“Effettivamente andò così. La nostra decisione di opporci a quella che ci appariva come una manovra, al di là della indubbia buona fede di Scalfaro, fu unanime. E pensare che Scalfaro era stato per me un grande amico“. A parlare è il cardinale Camillo Ruini, per 16 anni alla guida della Conferenza episcopale italiana, rispondendo in un’intervista al Corriere della Sera sulla richiesta che nel 1994 gli fece l’allora capo dello Stato, Oscar Luigi Scalfaro, di aiutarlo a far cadere il governo Berlusconi. Un invito che arrivò nel corso di un pranzo al Colle, a cui erano presenti anche il cardinale Angelo Sodano e monsignor Jean-Louis Tauran, secondo quanto contenuto nel libro sui presidenti della Repubblica Il Colle d’Italia.

Ruini nell’intervista racconta della sua influenza sulle decisioni dei partiti: prima con la Dc, poi – dopo Mani Pulite – con il Partito popolare italiano e infine la decisione di “aprire una porta” a Silvio Berlusconi. Il cardinale, considerato un vero e proprio leader politico, racconta anche gli altri “momenti salienti” nei quali “la Chiesa si posizionò in proprio, esprimendo direttamente la sua posizione“: il referendum sulla procreazione assistita del 2005 (per il quale il Vaticano ha spinto per l’astensione) e l’opposizione alla legge sui Dico del governo Prodi nel 2007, “che apriva le porte al riconoscimento delle unioni tra omosessuali“, ricorda Ruini. “Non ero più presidente della Cei, ma guidai ancora io quel passaggio“, racconta il cardinale 93enne: “Grazie alla manifestazione del Family day quel provvedimento si fermò”, rivendica.

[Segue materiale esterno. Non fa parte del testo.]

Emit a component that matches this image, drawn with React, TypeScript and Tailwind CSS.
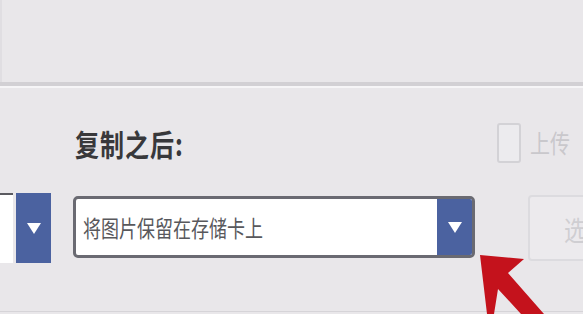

Ma la richiesta di Scalfaro durate quel pranzo al Quirinale non venne apprezzata da Ruini. “Rammento quando De Mita nel 1987 – racconta al Corriere – gli aveva offerto di diventare presidente del Consiglio, in opposizione a Craxi e con la benevolenza del Pci. Scalfaro allora era venuto da me e mi aveva detto che avrebbe rifiutato. ‘Fa bene’, avevo risposto. E infatti a Palazzo Chigi sarebbe poi andato Amintore Fanfani“. “Per questo rimasi colpito dal modo in cui aveva cambiato posizione, così nettamente”, spiega ancora Ruini. Per il cardinale non bisognava far cadere quell’imprenditore milanese divenuto presidente del Consiglio. “Penso che Berlusconi abbia mostrato i suoi pregi e i suoi limiti, come tutti gli altri politici, ma che non abbia avuto in alcun modo fini eversivi. I pericoli per la Repubblica semmai erano altri”, commenta Ruini. Alla fine comunque Berlusconi presentò le sue dimissioni il 22 dicembre 1994 a seguito di numerose tensioni con la Lega Nord di Umberto Bossi, che decise di uscire dalla maggioranza. Scalfaro, così, trovò una nuova maggioranza in Parlamento invece di indire nuove elezioni, come richiesto dal centrodestra, dando vita al governo Dini, il primo caso di “governo tecnico” della storia repubblicana. Due figure, quelle di Berlusconi e Scalfaro, che si sono scontrate più volte in momenti delicati della seconda Repubblica.